- Awarded for: Best of World cinema
- Presented by: Directorate of Film Festivals
- Presented on: 2 December 2010
- Official website: www.iffigoa.org
- Best Feature Film: "Moner Manush"

= 41st International Film Festival of India =

Indian film festival in 2010

The 41st International Film Festival of India was held from 22 November – 2 December 2010 in Goa. Veteran director Yash Chopra was the chief guest for this edition. The "Cannes Kaleidoscope 2010" was the highlight of the 41st edition. The "Best Actress" and "Best Actor" awards were re-instituted from this edition. The 41st edition paid homage to veteran French filmmaker Eric Rohmer. Six of his feature films were part of the festival. The platinum jubilee of Oriya Cinema was Commemorated and 26 Feature Films were screened.
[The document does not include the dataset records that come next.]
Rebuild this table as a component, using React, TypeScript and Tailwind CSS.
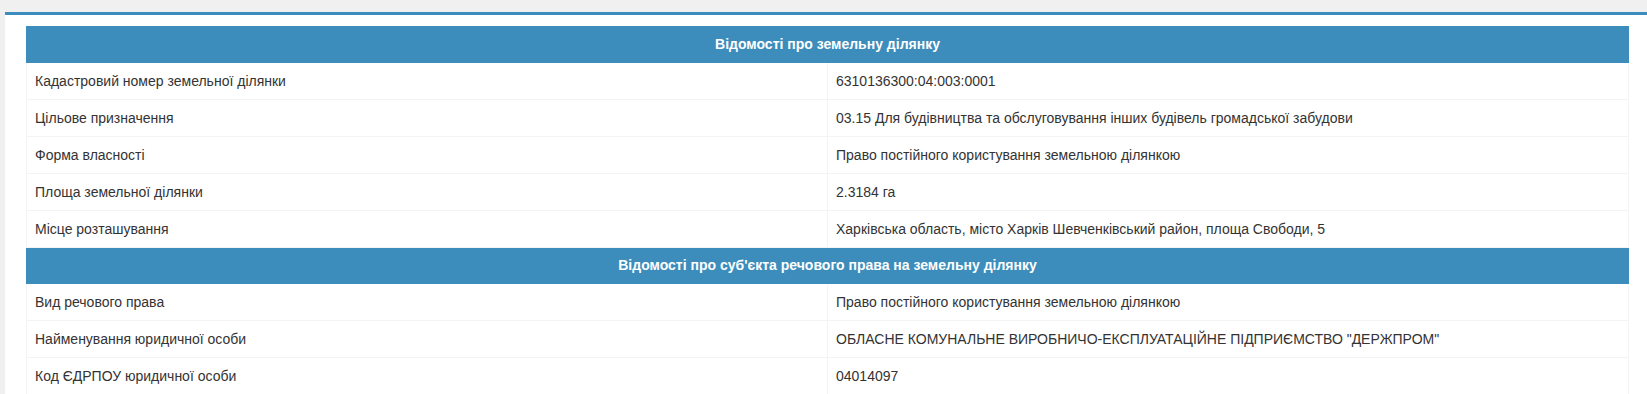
const parcel = [
  ['Кадастровий номер земельної ділянки', '6310136300:04:003:0001'],
  ['Цільове призначення', '03.15 Для будівництва та обслуговування інших будівель громадської забудови'],
  ['Форма власності', 'Право постійного користування земельною ділянкою'],
  ['Площа земельної ділянки', '2.3184 га'],
  ['Місце розташування', 'Харківська область, місто Харків Шевченківський район, площа Свободи, 5'],
];

const subject = [
  ['Вид речового права', 'Право постійного користування земельною ділянкою'],
  ['Найменування юридичної особи', 'ОБЛАСНЕ КОМУНАЛЬНЕ ВИРОБНИЧО-ЕКСПЛУАТАЦІЙНЕ ПІДПРИЄМСТВО "ДЕРЖПРОМ"'],
  ['Код ЄДРПОУ юридичної особи', '04014097'],
];

function Section({ title, rows }: { title: string; rows: string[][] }) {
  return (
    <>
      <tr>
        <th colSpan={2} className="bg-[#3c8dbc] text-white text-[14px] font-bold text-center h-[36px] border border-[#3c8dbc]">
          {title}
        </th>
      </tr>
      {rows.map(([label, value]) => (
        <tr key={label}>
          <td className="w-1/2 border border-[#f4f4f4] px-2 py-2 leading-5">{label}</td>
          <td className="w-1/2 border border-[#f4f4f4] px-2 py-2 leading-5">{value}</td>
        </tr>
      ))}
    </>
  );
}

export default function App() {
  return (
    <div className="min-h-screen bg-[#f0f0f0] pt-3 pl-[5px] font-['Liberation_Sans',Arial,sans-serif] text-[14px] text-[#333]">
      <div className="bg-white border-t-[3px] border-[#3c8dbc] pt-[11px] pl-[21px] pr-[18px] pb-4">
        <table className="w-full border-collapse table-fixed">
          <tbody>
            <Section title="Відомості про земельну ділянку" rows={parcel} />
            <Section title="Відомості про суб'єкта речового права на земельну ділянку" rows={subject} />
          </tbody>
        </table>
      </div>
    </div>
  );
}
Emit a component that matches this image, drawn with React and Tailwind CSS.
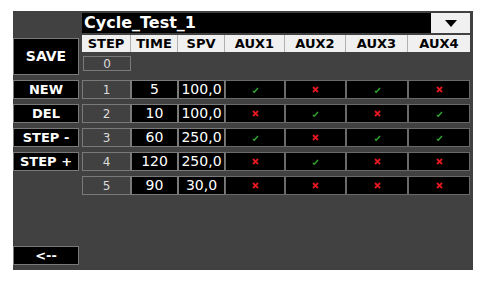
import React from 'react';

const font = { fontFamily: '"DejaVu Sans", Verdana, sans-serif' };

const rows = [
  { step: 1, time: '5', spv: '100,0', aux: [1, 0, 1, 0] },
  { step: 2, time: '10', spv: '100,0', aux: [0, 1, 0, 1] },
  { step: 3, time: '60', spv: '250,0', aux: [1, 0, 1, 1] },
  { step: 4, time: '120', spv: '250,0', aux: [0, 1, 0, 0] },
  { step: 5, time: '90', spv: '30,0', aux: [0, 0, 0, 0] },
];

const widths = ['w-[49px]', 'w-[47px]', 'w-[47px]', 'w-[60px]', 'w-[61px]', 'w-[62px]', 'w-[62px]'];
const headers = ['STEP', 'TIME', 'SPV', 'AUX1', 'AUX2', 'AUX3', 'AUX4'];

function Check() {
  return (
    <svg width="7" height="6" viewBox="0 0 7 6">
      <path d="M1 4 L2.2 5.2 L6 1" stroke="#2fa52f" strokeWidth="1.5" fill="none" />
    </svg>
  );
}

function Cross() {
  return (
    <svg width="7" height="7" viewBox="0 0 7 7">
      <path d="M1 1 L6 6 M6 1 L1 6" stroke="#e5171f" strokeWidth="1.8" fill="none" />
    </svg>
  );
}

function SideButton({ label, className = '' }) {
  return (
    <button
      className={`w-[66px] flex items-center justify-center bg-black border border-[#7a7a7a] text-white font-bold ${className}`}
    >
      {label}
    </button>
  );
}

export default function App() {
  return (
    <div className="w-[490px] h-[286px] bg-white pt-[11px] pl-[13px]" style={font}>
      <div className="w-[460px] h-[259px] bg-[#414141] flex">
        {/* left buttons */}
        <div className="flex flex-col w-[66px]">
          <SideButton label="SAVE" className="mt-[27px] h-[37px] text-[14px]" />
          <SideButton label="NEW" className="mt-[5px] h-[19px] text-[13px]" />
          <SideButton label="DEL" className="mt-[5px] h-[19px] text-[13px]" />
          <SideButton label="STEP -" className="mt-[5px] h-[19px] text-[13px]" />
          <SideButton label="STEP +" className="mt-[5px] h-[19px] text-[13px]" />
          <SideButton label="<--" className="mt-auto mb-[5px] h-[19px] text-[13px]" />
        </div>

        {/* table */}
        <div className="ml-[3px] w-[388px] flex flex-col">
          <div className="mt-[2px] h-[20px] flex">
            <div className="flex-1 bg-black text-white font-bold text-[16px] leading-[20px] pl-[2px]">
              Cycle_Test_1
            </div>
            <div className="w-[39px] bg-[#f0f0f0] flex items-center justify-center">
              <svg width="12" height="7" viewBox="0 0 12 7">
                <path d="M0 0 H12 L6 7 Z" fill="#000" />
              </svg>
            </div>
          </div>

          <div className="mt-[2px] h-[17px] flex bg-[#f0f0f0]">
            {headers.map((h, i) => (
              <div
                key={h}
                className={`${widths[i]} flex items-center justify-center text-black font-bold text-[13px] border-r border-[#b0b0b0] last:border-r-0`}
              >
                {h}
              </div>
            ))}
          </div>

          <div className="mt-[4px] h-[15px] w-[48px] ml-[1px] flex items-center justify-center border border-[#7a7a7a] text-[#dcdcdc] text-[12px]">
            0
          </div>

          {rows.map((r, idx) => (
            <div key={r.step} className={`${idx === 0 ? 'mt-[9px]' : 'mt-[5px]'} h-[19px] flex`}>
              <div className={`${widths[0]} flex items-center justify-center border border-[#7a7a7a] bg-[#414141] text-[#dcdcdc] text-[12px]`}>
                {r.step}
              </div>
              <div className={`${widths[1]} flex items-center justify-center border border-[#7a7a7a] bg-black text-white text-[14px]`}>
                {r.time}
              </div>
              <div className={`${widths[2]} flex items-center justify-center border border-[#7a7a7a] bg-black text-white text-[14px]`}>
                {r.spv}
              </div>
              {r.aux.map((a, i) => (
                <div
                  key={i}
                  className={`${widths[3 + i]} flex items-center justify-center border border-[#6a6a6a] bg-black`}
                >
                  {a ? <Check /> : <Cross />}
                </div>
              ))}
            </div>
          ))}
        </div>
      </div>
    </div>
  );
}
The edition also marked the commemoration of the Golden Jubilee of the Film & Television Institute of India.

==Winners==
- Golden Peacock (Best Film): "Moner Manush" by "Gautam Ghose" (Bengali film)
- IFFI Best Actor Award (Female): Silver Peacock Award: "Magdalena Boczarska" for "Little Rose"
- IFFI Best Actor Award (Male): Silver Peacock Award: "Güven Kıraç" for "The Crossing"
- Silver Peacock Special Jury Award: "Kaushik Ganguly" for "Arekti Premer Golpo" (Indian film) and "Taika Waititi" for the "Boy" (Kiwi film)
- IFFI Best Director Award: Silver Peacock Award: "Susanne Bier" for "In a Better World" (Danish film)

== Official selections ==
=== Special screenings ===

- "HE..." by "Mangesh Joshi" (Bhojpuri Film)

===Opening film===
- "West is West" by "Andy De Emmony" (British film).

===Closing film===
- "The Princess of Montpensier" by "Bertrand Tavernier" (French film).